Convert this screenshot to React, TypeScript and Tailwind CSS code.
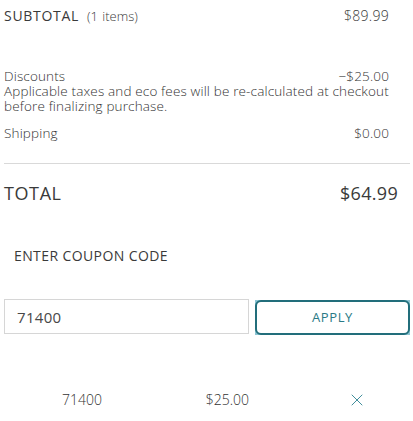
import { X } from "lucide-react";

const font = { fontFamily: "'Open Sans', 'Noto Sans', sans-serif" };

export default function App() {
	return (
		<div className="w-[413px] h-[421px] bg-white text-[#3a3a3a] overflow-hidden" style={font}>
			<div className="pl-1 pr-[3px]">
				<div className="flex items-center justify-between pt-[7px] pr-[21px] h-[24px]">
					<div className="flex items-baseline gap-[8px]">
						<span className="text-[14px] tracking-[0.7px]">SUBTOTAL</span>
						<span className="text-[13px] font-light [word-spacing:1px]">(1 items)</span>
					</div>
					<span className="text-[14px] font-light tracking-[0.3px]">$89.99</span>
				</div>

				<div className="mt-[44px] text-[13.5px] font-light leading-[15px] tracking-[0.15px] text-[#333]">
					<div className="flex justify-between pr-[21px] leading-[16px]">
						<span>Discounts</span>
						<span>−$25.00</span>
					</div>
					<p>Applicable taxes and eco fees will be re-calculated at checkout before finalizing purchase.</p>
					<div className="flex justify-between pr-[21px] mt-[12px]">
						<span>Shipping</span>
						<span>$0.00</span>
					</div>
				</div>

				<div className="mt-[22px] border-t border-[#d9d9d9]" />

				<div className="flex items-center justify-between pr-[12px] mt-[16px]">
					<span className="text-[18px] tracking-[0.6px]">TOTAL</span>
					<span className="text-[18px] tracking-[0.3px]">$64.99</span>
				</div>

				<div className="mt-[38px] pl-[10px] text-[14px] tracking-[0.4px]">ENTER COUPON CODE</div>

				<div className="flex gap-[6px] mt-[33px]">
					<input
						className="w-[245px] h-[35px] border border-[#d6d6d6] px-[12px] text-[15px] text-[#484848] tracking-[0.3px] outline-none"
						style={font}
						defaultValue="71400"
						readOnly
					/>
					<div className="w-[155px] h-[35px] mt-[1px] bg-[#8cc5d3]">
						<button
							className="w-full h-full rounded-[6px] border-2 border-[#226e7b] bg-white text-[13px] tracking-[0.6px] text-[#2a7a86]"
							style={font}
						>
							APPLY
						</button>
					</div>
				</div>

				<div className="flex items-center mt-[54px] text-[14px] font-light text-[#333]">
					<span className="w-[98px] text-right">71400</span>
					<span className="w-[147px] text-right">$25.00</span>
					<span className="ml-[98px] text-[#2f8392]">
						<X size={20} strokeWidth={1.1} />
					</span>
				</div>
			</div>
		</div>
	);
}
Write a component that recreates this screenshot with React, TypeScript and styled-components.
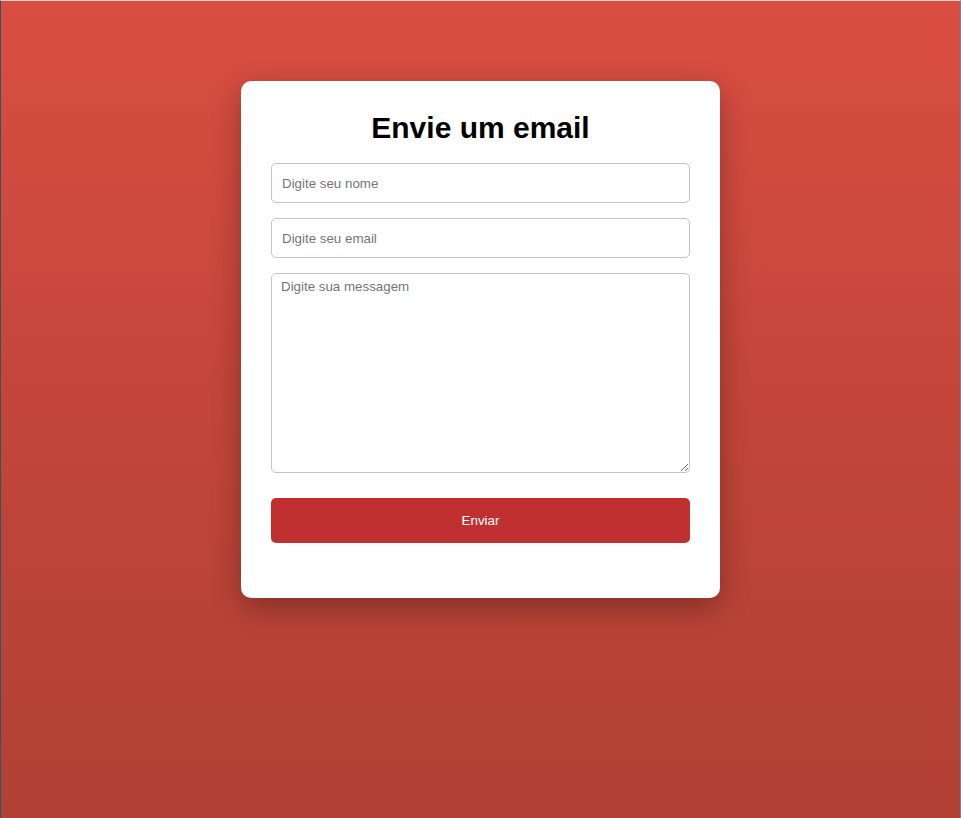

■ ■ ■ ■

◆ What you have to do
Write every record out again exactly; no pictures belong in the copy.

◆ Final answer
Convert this screenshot to React, TypeScript and Tailwind CSS code.
import { X } from "lucide-react";

const font = { fontFamily: "'Open Sans', 'Noto Sans', sans-serif" };

export default function App() {
	return (
		<div className="w-[413px] h-[421px] bg-white text-[#3a3a3a] overflow-hidden" style={font}>
			<div className="pl-1 pr-[3px]">
				<div className="flex items-center justify-between pt-[7px] pr-[21px] h-[24px]">
					<div className="flex items-baseline gap-[8px]">
						<span className="text-[14px] tracking-[0.7px]">SUBTOTAL</span>
						<span className="text-[13px] font-light [word-spacing:1px]">(1 items)</span>
					</div>
					<span className="text-[14px] font-light tracking-[0.3px]">$89.99</span>
				</div>

				<div className="mt-[44px] text-[13.5px] font-light leading-[15px] tracking-[0.15px] text-[#333]">
					<div className="flex justify-between pr-[21px] leading-[16px]">
						<span>Discounts</span>
						<span>−$25.00</span>
					</div>
					<p>Applicable taxes and eco fees will be re-calculated at checkout before finalizing purchase.</p>
					<div className="flex justify-between pr-[21px] mt-[12px]">
						<span>Shipping</span>
						<span>$0.00</span>
					</div>
				</div>

				<div className="mt-[22px] border-t border-[#d9d9d9]" />

				<div className="flex items-center justify-between pr-[12px] mt-[16px]">
					<span className="text-[18px] tracking-[0.6px]">TOTAL</span>
					<span className="text-[18px] tracking-[0.3px]">$64.99</span>
				</div>

				<div className="mt-[38px] pl-[10px] text-[14px] tracking-[0.4px]">ENTER COUPON CODE</div>

				<div className="flex gap-[6px] mt-[33px]">
					<input
						className="w-[245px] h-[35px] border border-[#d6d6d6] px-[12px] text-[15px] text-[#484848] tracking-[0.3px] outline-none"
						style={font}
						defaultValue="71400"
						readOnly
					/>
					<div className="w-[155px] h-[35px] mt-[1px] bg-[#8cc5d3]">
						<button
							className="w-full h-full rounded-[6px] border-2 border-[#226e7b] bg-white text-[13px] tracking-[0.6px] text-[#2a7a86]"
							style={font}
						>
							APPLY
						</button>
					</div>
				</div>

				<div className="flex items-center mt-[54px] text-[14px] font-light text-[#333]">
					<span className="w-[98px] text-right">71400</span>
					<span className="w-[147px] text-right">$25.00</span>
					<span className="ml-[98px] text-[#2f8392]">
						<X size={20} strokeWidth={1.1} />
					</span>
				</div>
			</div>
		</div>
	);
}
Write a component that recreates this screenshot with React, TypeScript and styled-components.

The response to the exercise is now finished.